Photography has the power to confer significance on objects and scenes, as I discussed in a recent post. And this characteristic is something I’m exploring in a sub-project of The Layered Land called Incidental Monuments.
These pictures take modern objects and treat them as though they are ritual spaces, ancient monuments or perhaps accidental artworks. The picture above, for example, is a platform built to give tourists a spectacular view of the scenery of La Pointe du Raz in Finistère. But it looks to me like the kind of place where virgins are sacrificed.
Every year when the hay is gathered, the fields become littered with straw bales that appear like some giant art installation.
As with the Sacred Golf project, my aim here is to explore how we project meaning on to the world around us.

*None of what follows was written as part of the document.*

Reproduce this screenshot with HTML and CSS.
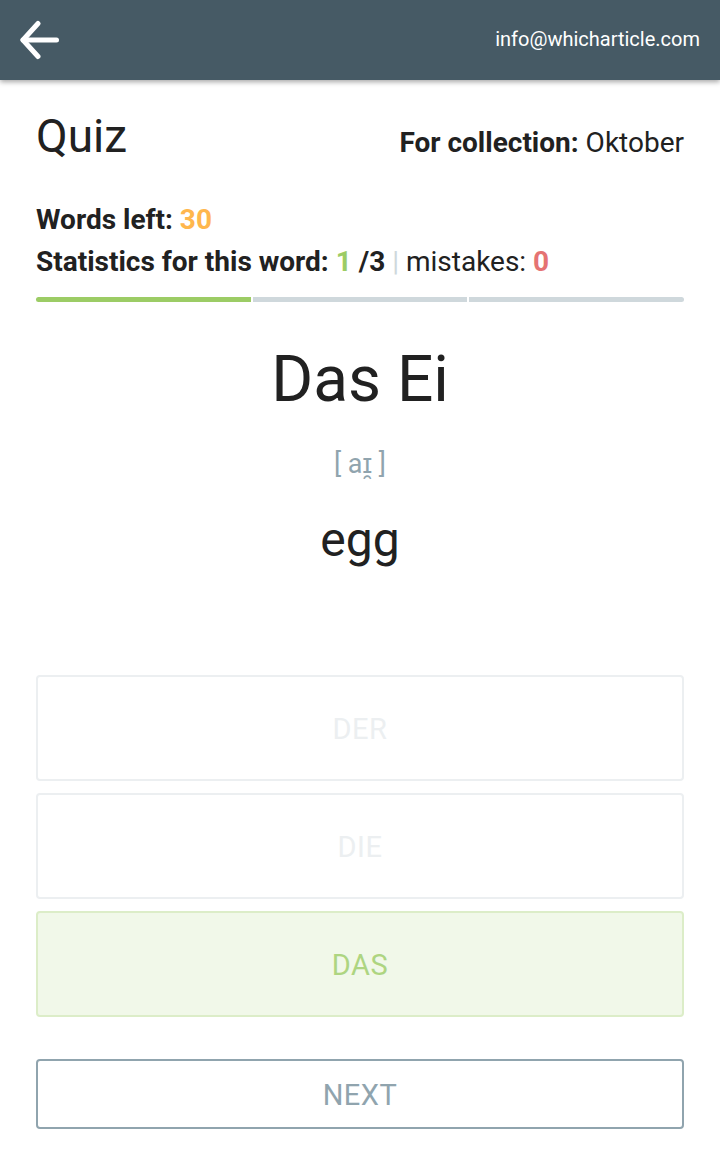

All of the objects and scenes featured in Incidental Monuments are mundane. They acquire significance only from the way they regard them and because of the fact that I have chosen to photograph them and present them in a particular way.
Of course, how you see them depends on the experience, expectations and desires that frame how you see the world. And perhaps on your mood on any particular day. That’s true of all photographs and it’s something I like to encourage in my work by, hopefully, not being too didactic. I think ambiguity is something to be cherished and enjoyed because it means we can all enjoy the images in our own ways.
So, maybe you don’t see virgins being sacrificed – perhaps that’s just me.